I came across this months and months ago and its been on my TBR list since. I was kind of putting it off because I was rather embarrassed that I wanted to read this. Despite being an archaeologist/historian I usually can’t stand reading historical fiction because I would be just facepalming the entire time. I have studied the Medieval period in great detail over the past few years and therefore I am a little apprehensive to read fictional books about that period, because of the tendency for the author to make it ridiculously unrealistic and well… wrong. 
This is exactly what happened here. Not only was there a lack of any detail in where this was set, but we are given very little information about the circumstances the characters are in. Yeah, we’re told its set just after the Norman invasion and its alluded to that it starts off a few weeks after the Battle of Hastings but that is it. We barely get any impression at all that there had just been an invasion. Its sort of relevant in the first quarter of the book when Nicholaa is hiding in the monastery after her home has been taken. But it goes out the window pretty quickly. The aftermath of the invasion would have been huge. William the Conqueror most likely would NOT be sitting having various banquets and competitions so soon after becoming King of England. I should think he would have been dealing with rebellions and generally trying to keep his hands on the crown.

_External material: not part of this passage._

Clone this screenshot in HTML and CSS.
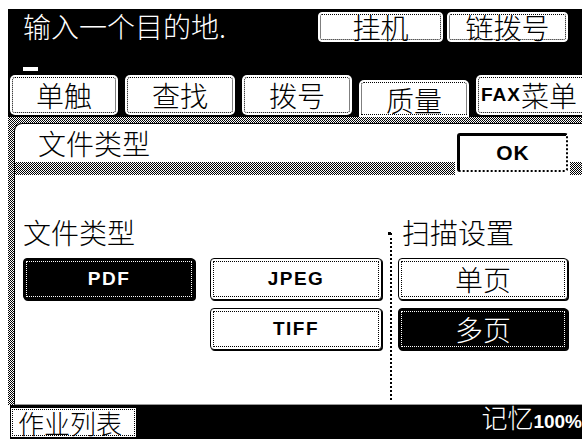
FILE: index.html
```html
<!DOCTYPE html>
<html lang="zh">

<head>
    <title>文件类型</title>
    <meta name="viewport" content="width=device-width, initial-scale=1" />
    <link rel="stylesheet" href="styles.css">
</head>

<body>
    <div class="screen">
        <div class="header">
            <div class="top">
                <div class="prompt">输入一个目的地.</div>
                <div class="top-btns">
                    <div class="btn top-btn hang">挂机</div>
                    <div class="btn top-btn chain">链拨号</div>
                </div>
            </div>
            <div class="cursor"></div>
            <div class="tabs">
                <div class="tab">单触</div>
                <div class="tab">查找</div>
                <div class="tab">拨号</div>
                <div class="tab active">质量</div>
                <div class="tab fax"><b>FAX</b>菜单</div>
            </div>
        </div>

        <div class="panel">
            <div class="panel-body">
                <div class="panel-head">
                    <div class="panel-title">文件类型</div>
                    <div class="hatch"></div>
                    <div class="ok-wrap">
                        <div class="ok">OK</div>
                    </div>
                </div>
                <div class="section">
                    <div class="group left">
                        <div class="label">文件类型</div>
                        <div class="type-grid">
                            <div class="btn opt on">PDF</div>
                            <div class="btn opt">JPEG</div>
                            <div class="btn opt tiff">TIFF</div>
                        </div>
                    </div>
                    <div class="divider"></div>
                    <div class="group right">
                        <div class="label scan">扫描设置</div>
                        <div class="scan-list">
                            <div class="btn opt cjk">单页</div>
                            <div class="btn opt cjk on">多页</div>
                        </div>
                    </div>
                </div>
            </div>
        </div>

        <div class="footer">
            <div class="btn jobs">作业列表</div>
            <div class="memory">记忆<b>100%</b></div>
        </div>
    </div>
</body>

</html>
```

FILE: styles.css
```css
* {
    box-sizing: border-box;
}

body {
    margin: 0;
    background: #fff;
    overflow: hidden;
    font-family: "Noto Sans CJK SC", sans-serif;
    font-size: 28px;
    line-height: 30px;
    font-weight: 300;
    color: #000;
}

b {
    font-family: "Liberation Sans", "Noto Sans CJK SC", sans-serif;
    font-weight: 700;
}

.screen {
    width: 582px;
    height: 439px;
    padding: 9px 0 0 8px;
    overflow: hidden;
}

/* header */

.header {
    background: #000;
    padding-bottom: 2px;
}

.top {
    display: flex;
    justify-content: space-between;
    height: 33px;
    padding: 0 14px 0 15px;
}

.prompt {
    color: #fff;
    padding-top: 2px;
    white-space: nowrap;
}

.top-btns {
    display: flex;
    gap: 4px;
    margin-top: 3px;
}

.btn {
    display: flex;
    align-items: center;
    justify-content: center;
    background: #fff;
    color: #000;
    border: 1px solid #000;
    border-radius: 4px;
    outline: 1px dotted #000;
    outline-offset: -4px;
    box-shadow: 1px 1px 0 #000;
    white-space: nowrap;
}

.top-btn {
    height: 30px;
    border-color: #fff;
    outline-offset: -3px;
}

.hang {
    width: 125px;
}

.chain {
    width: 121px;
}

.cursor {
    width: 15px;
    height: 4px;
    margin: 25px 0 0 15px;
    background: #fff;
}

.tabs {
    display: flex;
    align-items: flex-end;
    gap: 7px;
    height: 40px;
    margin-top: 4px;
    padding-left: 2px;
}

.tab {
    flex-shrink: 0;
    width: 110px;
    height: 40px;
    display: flex;
    align-items: center;
    justify-content: center;
    background: #fff;
    border-radius: 5px;
    outline: 1px dotted #000;
    outline-offset: -3px;
    white-space: nowrap;
}

.tab:first-child {
    width: 108px;
}

.tab.active {
    height: 37px;
    margin-bottom: -2px;
    padding-top: 2px;
    border-radius: 5px 5px 0 0;
}

.tab.fax {
    width: 120px;
    justify-content: flex-start;
    padding-left: 5px;
}

.tab.fax b {
    font-size: 19px;
    letter-spacing: 1px;
}

/* panel */

.panel {
    height: 288px;
    display: flex;
    padding: 6px 0 0 6px;
    background: repeating-conic-gradient(#000 0 25%, #fff 0 50%) 0 0 / 2px 2px;
}

.panel-body {
    flex: 1;
    background: #fff;
    border-left: 1px solid #000;
    border-top: 1px solid #000;
    border-bottom: 1px solid #999;
    border-top-left-radius: 8px;
}

.panel-head {
    display: grid;
    grid-template-columns: 1fr auto;
    grid-template-rows: 38px 13px;
}

.panel-title {
    grid-column: 1;
    grid-row: 1;
    padding: 4px 0 0 23px;
}

.hatch {
    grid-column: 1 / 3;
    grid-row: 2;
    background: repeating-conic-gradient(#000 0 25%, #fff 0 50%) 0 0 / 2px 2px;
}

.ok-wrap {
    grid-column: 2;
    grid-row: 1 / 3;
    margin: 9px 12px 0 0;
    padding: 0 2px 3px;
    background: #fff;
}

.ok {
    width: 111px;
    height: 39px;
    display: flex;
    align-items: center;
    justify-content: center;
    border: 3px solid #000;
    border-right: 2px dotted #000;
    border-bottom: 2px dotted #000;
    border-radius: 3px;
    font-family: "Liberation Sans", sans-serif;
    font-weight: 700;
    font-size: 21px;
    letter-spacing: 1px;
}

.section {
    display: flex;
    height: 225px;
    padding-top: 42px;
}

.group.left {
    padding-left: 8px;
}

.label {
    white-space: nowrap;
}

.label.scan {
    padding-left: 4px;
}

.type-grid {
    display: grid;
    grid-template-columns: 172px 172px;
    grid-template-rows: 42px 42px;
    column-gap: 15px;
    row-gap: 8px;
    margin-top: 11px;
}

.opt {
    font-family: "Liberation Sans", sans-serif;
    font-weight: 700;
    font-size: 19px;
    letter-spacing: 1.5px;
}

.opt.cjk {
    font-family: "Noto Sans CJK SC", sans-serif;
    font-weight: 300;
    font-size: 28px;
    letter-spacing: 0;
}

.opt.on {
    background: #000;
    color: #fff;
    outline-color: #fff;
}

.tiff {
    grid-column: 2;
    grid-row: 2;
}

.divider {
    position: relative;
    width: 0;
    margin: 16px 6px 0 8px;
    border-left: 2px dotted #000;
}

.divider::before {
    content: "";
    position: absolute;
    left: -4px;
    top: -1px;
    width: 3px;
    height: 3px;
    background: #000;
}

.scan-list {
    display: flex;
    flex-direction: column;
    gap: 8px;
    margin-top: 11px;
}

.scan-list .opt {
    width: 170px;
    height: 42px;
}

/* footer */

.footer {
    height: 34px;
    margin-left: 2px;
    background: #000;
    display: flex;
    justify-content: space-between;
    align-items: flex-end;
    font-size: 26px;
    line-height: 26px;
}

.jobs {
    width: 127px;
    height: 31px;
    margin-bottom: 1px;
    justify-content: flex-start;
    align-items: center;
    padding: 0 0 0 7px;
    border-radius: 0;
    box-shadow: none;
    outline-offset: -3px;
}

.memory {
    color: #fff;
    padding-bottom: 4px;
    white-space: nowrap;
}

.memory b {
    font-size: 19px;
}
```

ANYWAY, on another note. I went into this book with the hope of liking it, and I did in one respect. The romance was satisfying and lovely and everything I wanted. But my god, Nicholaa pissed me off after a while. The main reason for me in reading this book was because it seemed like the heroine was somewhat badass. What. A. Let. Down. As soon as she got married to Royce she basically completely forgot about being Saxon (technically Anglo-Saxons, Garwood could have used the right terminology) and just basically devoted herself to being a good wife despite the fact that Royce was an ass. The feminist in me was screaming.
The writing in this book was easy and quick to read. However, the shifting perspectives were frustrating. There were times when in one paragraph the perspectives would shift 3-4 times and the way it was done wasn’t all that great. Especially with the Justin bits. It was unnecessary. 
However, I did enjoy the book. I wouldn’t read it again, but it was gripping and fun to read.